Pollution tolls that would see some drivers charged up to £50 per day to come into Newcastle city centre have been put on hold.
Tyneside transport chiefs have confirmed that a new Clean Air Zone (CAZ) that was due to come into force this July has been postponed indefinitely.
There have been major doubts for some months over whether the scheme, designed to cut illegal levels of roadside emissions, would be delivered on schedule
The CAZ will see many older, high-polluting vehicles hit with heavy daily tolls to enter Newcastle city centre, though all private cars have been made exempt. Lorries, buses and coaches that do not comply with emissions standards will have to pay £50 per day to drive into the city centre, while non-compliant vans and taxis will be charged £12.50 per day.
There have been concerns about the fees having a severe impact on local residents and businesses already grappling with a cost of living crisis. Promised grants to help vehicle owners upgrade to cleaner models have not yet been made available, while warning signs and automatic number plate recognition cameras needed to make the system work have yet to be installed.
Newcastle and Gateshead councils finally confirmed on Thursday morning that the tolls will not begin in July, in order to give those affected more time to prepare, and gave no new start date. The two authorities said they had “initiated discussions with government officials to agree a revised timeline for the launch of the CAZ”, while the delay has been welcomed as a “huge relief” for small businesses.
The councils had asked the government to increase its funding for upgrade grant payments to a total of £23m, but it that request has been rejected and ministers’ original £16m offer will stand – an amount that it has been claimed fails to take into account supply chain problems brought about by the pandemic and other rising costs.

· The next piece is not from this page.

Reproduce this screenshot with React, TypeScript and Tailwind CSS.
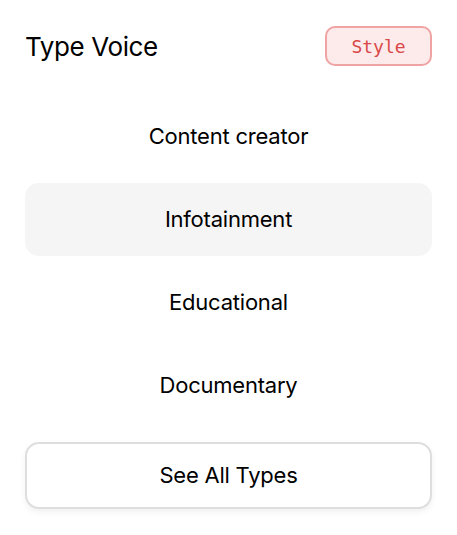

Gateshead Council leader Martin Gannon said: “It took significantly longer than we expected to receive final government approval for our plans, along with confirmation of how much funding they would provide for vehicle upgrade grants. This has had an inevitable impact on the time available for us to promote the grants scheme, and for businesses and drivers to access funding and get compliant.
“As we have previously said, our main concern is to improve air quality and a huge amount of work on behalf of councils and government has been focused on transport changes that promote more active and sustainable ways of getting around. It’s also important that we ensure that affected drivers and businesses are given a fair opportunity to prepare and, where possible, take steps that will avoid them having to pay CAZ charges.”
While no new target start date for the CAZ has been given, the councils said that installation of the scheme’s signs and technology “will progress significantly over the summer”.
Reshma Begum, of the Federation of Small Businesses, said that the postponement was a “huge relief to sole traders and small businesses across Newcastle, Gateshead and the wider region”.
She added: “We all recognise the importance of improving air quality and want to contribute to achieving the same – small businesses are no exception to this.
“However, introducing daily charges for non-compliant vehicles would be crippling for businesses already struggling with the exponential increases in the cost of trading.”
John McCabe, chair of the North East Chamber of Commerce, also welcomed the delay to the tolls.
He said: “Good businesses in the region will support the need for clean air improvements but the process needs to be fair. Our members need time to prepare for any changes, especially with increasing business costs.”
Councils said that final details of how to apply for vehicle upgrade grants were still being worked out, but that the government has confirmed the following amounts will be available:
- Up to £3,700 for Hackney Carriage and private hire vehicles;
- Up to £4,000 for wheelchair accessible taxi and private hire vehicles;
- Up to £4,500 for vans and light goods vehicles;
- Up to £16,000 for buses and coaches;
- Up to £20,000 for heavy goods vehicles.
The CAZ was originally meant to start in January 2021, but was pushed back amid delays caused by a High Court battle and the Covid-19 pandemic.
The proposed toll zone covers most of Newcastle city centre, including the routes in over the Tyne, Swing, High Level and Redheugh bridges.